CHALLENGE
In your copy, include every line of the listing below exactly but none of the pictures.

Pages as source code:
>>>>>

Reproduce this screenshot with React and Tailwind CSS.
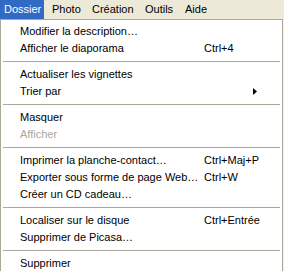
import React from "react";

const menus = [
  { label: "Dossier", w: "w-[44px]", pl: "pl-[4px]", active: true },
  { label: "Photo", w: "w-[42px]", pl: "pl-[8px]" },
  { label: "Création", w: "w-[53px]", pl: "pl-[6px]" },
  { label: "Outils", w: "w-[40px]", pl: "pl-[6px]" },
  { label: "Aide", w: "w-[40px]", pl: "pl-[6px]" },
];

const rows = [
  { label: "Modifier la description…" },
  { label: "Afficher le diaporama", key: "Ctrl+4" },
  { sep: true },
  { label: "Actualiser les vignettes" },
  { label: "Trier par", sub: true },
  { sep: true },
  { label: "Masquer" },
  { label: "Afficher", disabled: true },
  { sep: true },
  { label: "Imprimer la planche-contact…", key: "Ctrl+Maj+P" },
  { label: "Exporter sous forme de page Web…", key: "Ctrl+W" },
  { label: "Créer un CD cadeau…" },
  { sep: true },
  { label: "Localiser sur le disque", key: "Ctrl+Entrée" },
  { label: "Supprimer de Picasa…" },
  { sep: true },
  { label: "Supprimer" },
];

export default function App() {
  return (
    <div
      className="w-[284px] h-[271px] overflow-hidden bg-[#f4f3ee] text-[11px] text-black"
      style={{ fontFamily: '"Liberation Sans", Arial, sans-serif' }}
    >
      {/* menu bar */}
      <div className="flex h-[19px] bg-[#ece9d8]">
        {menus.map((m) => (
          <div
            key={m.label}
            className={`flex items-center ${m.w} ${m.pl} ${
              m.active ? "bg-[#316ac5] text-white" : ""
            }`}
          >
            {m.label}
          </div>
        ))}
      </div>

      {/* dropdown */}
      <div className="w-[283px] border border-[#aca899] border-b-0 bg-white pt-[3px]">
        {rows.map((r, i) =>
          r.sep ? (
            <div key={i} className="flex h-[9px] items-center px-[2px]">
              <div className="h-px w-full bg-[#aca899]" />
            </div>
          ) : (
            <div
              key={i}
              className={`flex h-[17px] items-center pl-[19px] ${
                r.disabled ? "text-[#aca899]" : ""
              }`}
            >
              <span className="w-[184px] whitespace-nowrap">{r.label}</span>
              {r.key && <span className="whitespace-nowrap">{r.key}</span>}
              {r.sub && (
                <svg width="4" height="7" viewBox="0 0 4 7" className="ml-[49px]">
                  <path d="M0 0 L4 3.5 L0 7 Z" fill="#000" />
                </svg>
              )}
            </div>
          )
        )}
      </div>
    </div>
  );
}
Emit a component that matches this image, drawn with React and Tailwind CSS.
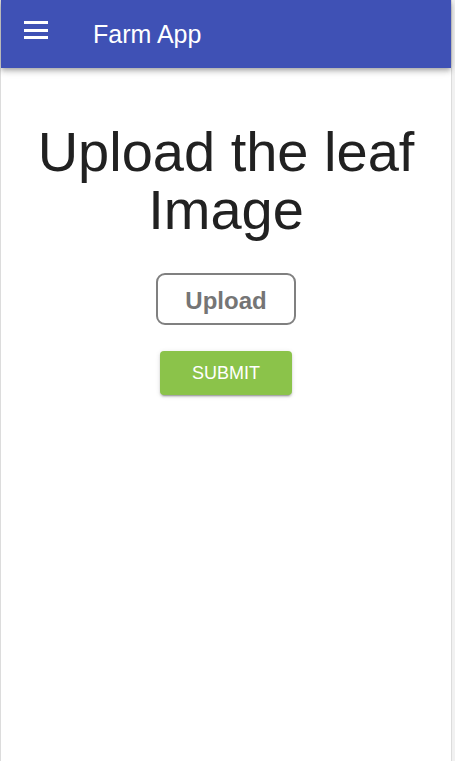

<<<<<

FINISHED EXERCISE
Reproduce this screenshot with React and Tailwind CSS.
import React from "react";

const menus = [
  { label: "Dossier", w: "w-[44px]", pl: "pl-[4px]", active: true },
  { label: "Photo", w: "w-[42px]", pl: "pl-[8px]" },
  { label: "Création", w: "w-[53px]", pl: "pl-[6px]" },
  { label: "Outils", w: "w-[40px]", pl: "pl-[6px]" },
  { label: "Aide", w: "w-[40px]", pl: "pl-[6px]" },
];

const rows = [
  { label: "Modifier la description…" },
  { label: "Afficher le diaporama", key: "Ctrl+4" },
  { sep: true },
  { label: "Actualiser les vignettes" },
  { label: "Trier par", sub: true },
  { sep: true },
  { label: "Masquer" },
  { label: "Afficher", disabled: true },
  { sep: true },
  { label: "Imprimer la planche-contact…", key: "Ctrl+Maj+P" },
  { label: "Exporter sous forme de page Web…", key: "Ctrl+W" },
  { label: "Créer un CD cadeau…" },
  { sep: true },
  { label: "Localiser sur le disque", key: "Ctrl+Entrée" },
  { label: "Supprimer de Picasa…" },
  { sep: true },
  { label: "Supprimer" },
];

export default function App() {
  return (
    <div
      className="w-[284px] h-[271px] overflow-hidden bg-[#f4f3ee] text-[11px] text-black"
      style={{ fontFamily: '"Liberation Sans", Arial, sans-serif' }}
    >
      {/* menu bar */}
      <div className="flex h-[19px] bg-[#ece9d8]">
        {menus.map((m) => (
          <div
            key={m.label}
            className={`flex items-center ${m.w} ${m.pl} ${
              m.active ? "bg-[#316ac5] text-white" : ""
            }`}
          >
            {m.label}
          </div>
        ))}
      </div>

      {/* dropdown */}
      <div className="w-[283px] border border-[#aca899] border-b-0 bg-white pt-[3px]">
        {rows.map((r, i) =>
          r.sep ? (
            <div key={i} className="flex h-[9px] items-center px-[2px]">
              <div className="h-px w-full bg-[#aca899]" />
            </div>
          ) : (
            <div
              key={i}
              className={`flex h-[17px] items-center pl-[19px] ${
                r.disabled ? "text-[#aca899]" : ""
              }`}
            >
              <span className="w-[184px] whitespace-nowrap">{r.label}</span>
              {r.key && <span className="whitespace-nowrap">{r.key}</span>}
              {r.sub && (
                <svg width="4" height="7" viewBox="0 0 4 7" className="ml-[49px]">
                  <path d="M0 0 L4 3.5 L0 7 Z" fill="#000" />
                </svg>
              )}
            </div>
          )
        )}
      </div>
    </div>
  );
}
Emit a component that matches this image, drawn with React and Tailwind CSS.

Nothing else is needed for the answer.